Drawing: Mojo, starring Brendan Coyle, Rupert Grint, Daniel Mays, Ben Whishaw, Colin Morgan and Tom Rhys Harries

mojo

The first major revival of Jez Butterworth’s Olivier award-winning black comedy Mojo is currently in previews at the Harold Pinter Theatre in London. The original production directed by Ian Rickson opened at the Royal Court Theatre in July 1995 prior to a sell out West End run in 1996.

Two of Britain’s great theatre collaborators, Jez and Ian reunite for this staging after their hit sensation Jerusalem and the critically acclaimed The River in recent years. A subsequent film adaption featuring Harold Pinter himself, was directed by Jez in 1997.

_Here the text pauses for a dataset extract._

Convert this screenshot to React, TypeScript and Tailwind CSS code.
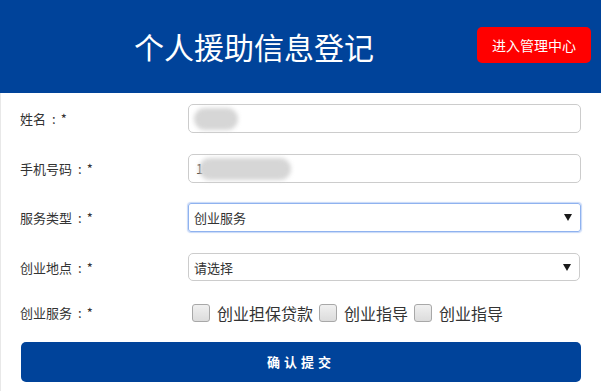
import React from "react";

const font = { fontFamily: '"Noto Sans CJK SC", "Noto Sans", sans-serif' };

function Label({ text }: { text: string }) {
  return (
    <div className="w-[187px] shrink-0 pl-[19px] text-[13px] text-[#333] leading-none flex items-center">
      <span>{text}</span>
      <span className="ml-[6px]">:</span>
      <span className="ml-[5px]">*</span>
    </div>
  );
}

function Arrow() {
  return (
    <svg width="8" height="7" viewBox="0 0 8 7" className="shrink-0">
      <polygon points="0,0 8,0 4,7" fill="#1a1a1a" />
    </svg>
  );
}

function Checkbox({ label }: { label: string }) {
  return (
    <div className="flex items-center">
      <span className="w-[18px] h-[18px] rounded-[3px] border border-[#a8a8a8] bg-gradient-to-b from-[#f0f0f0] to-[#dcdcdc]" />
      <span className="ml-[7px] mr-[6px] text-[16px] text-[#333] leading-none">{label}</span>
    </div>
  );
}

export default function App() {
  return (
    <div className="w-[601px] h-[391px] bg-white overflow-hidden" style={font}>
      <div className="h-[93px] bg-[#00439a] flex items-center">
        <div className="w-[508px] text-center text-white text-[30px] leading-none pb-[1px]">
          个人援助信息登记
        </div>
        <div className="ml-[-31px] mb-[3px] w-[114px] h-[36px] rounded-[5px] bg-[#ff0000] text-white text-[14px] flex items-center justify-center">
          进入管理中心
        </div>
      </div>
      <div className="border-l border-[#e8e8e8] h-[298px] pt-[11px]">
        <div className="flex items-center">
          <Label text="姓名" />
          <div className="w-[393px] h-[29px] rounded-[5px] border border-[#cccccc] flex items-center pl-[5px]">
            <span className="w-[44px] h-[22px] rounded-full bg-[#d6d6d6] blur-[2px]" />
          </div>
        </div>
        <div className="flex items-center mt-[21px]">
          <Label text="手机号码" />
          <div className="w-[393px] h-[29px] rounded-[5px] border border-[#cccccc] flex items-center pl-[7px] text-[13px] text-[#333]">
            <span className="leading-none">1</span>
            <span className="ml-[-4px] w-[92px] h-[22px] rounded-full bg-[#d6d6d6] blur-[2px]" />
          </div>
        </div>
        <div className="flex items-center mt-[20px]">
          <Label text="服务类型" />
          <div className="w-[393px] h-[29px] rounded-[3px] border border-[#8fb2ef] shadow-[0_0_1px_1px_rgba(143,178,239,0.5)] flex items-center justify-between pl-[5px] pr-[8px] text-[13px] text-[#333]">
            <span className="leading-none">创业服务</span>
            <Arrow />
          </div>
        </div>
        <div className="flex items-center mt-[21px]">
          <Label text="创业地点" />
          <div className="w-[392px] h-[28px] rounded-[5px] border border-[#cccccc] flex items-center justify-between pl-[5px] pr-[8px] text-[13px] text-[#333]">
            <span className="leading-none">请选择</span>
            <Arrow />
          </div>
        </div>
        <div className="flex items-center mt-[22px] h-[19px]">
          <Label text="创业服务" />
          <div className="flex items-center pl-[4px]">
            <Checkbox label="创业担保贷款" />
            <Checkbox label="创业指导" />
            <Checkbox label="创业指导" />
          </div>
        </div>
        <div className="mt-[20px] ml-[20px] w-[560px] h-[40px] rounded-[5px] bg-[#00439a] text-white text-[13px] font-bold tracking-[4px] flex items-center justify-center">
          确认提交
        </div>
      </div>
    </div>
  );
}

Set against the fledgling rock’n’roll scene of 1950’s Soho, the savagely funny play delves into the sleazy underworld and power games of London’s most infamous district. It features a stellar ensemble cast, Brendan Coyle, Rupert Grint (making his stage debut), Daniel Mays, Ben Whishaw, Colin Morgan and Tom Rhys Harries. The first performance was on Saturday evening (26 October) which I was lucky enough to get a £10 ticket for (standing in the balcony). I returned on Monday with my sketch which all the cast signed at the stage door. Mojo opens 13 November and will run to 25 January 2014.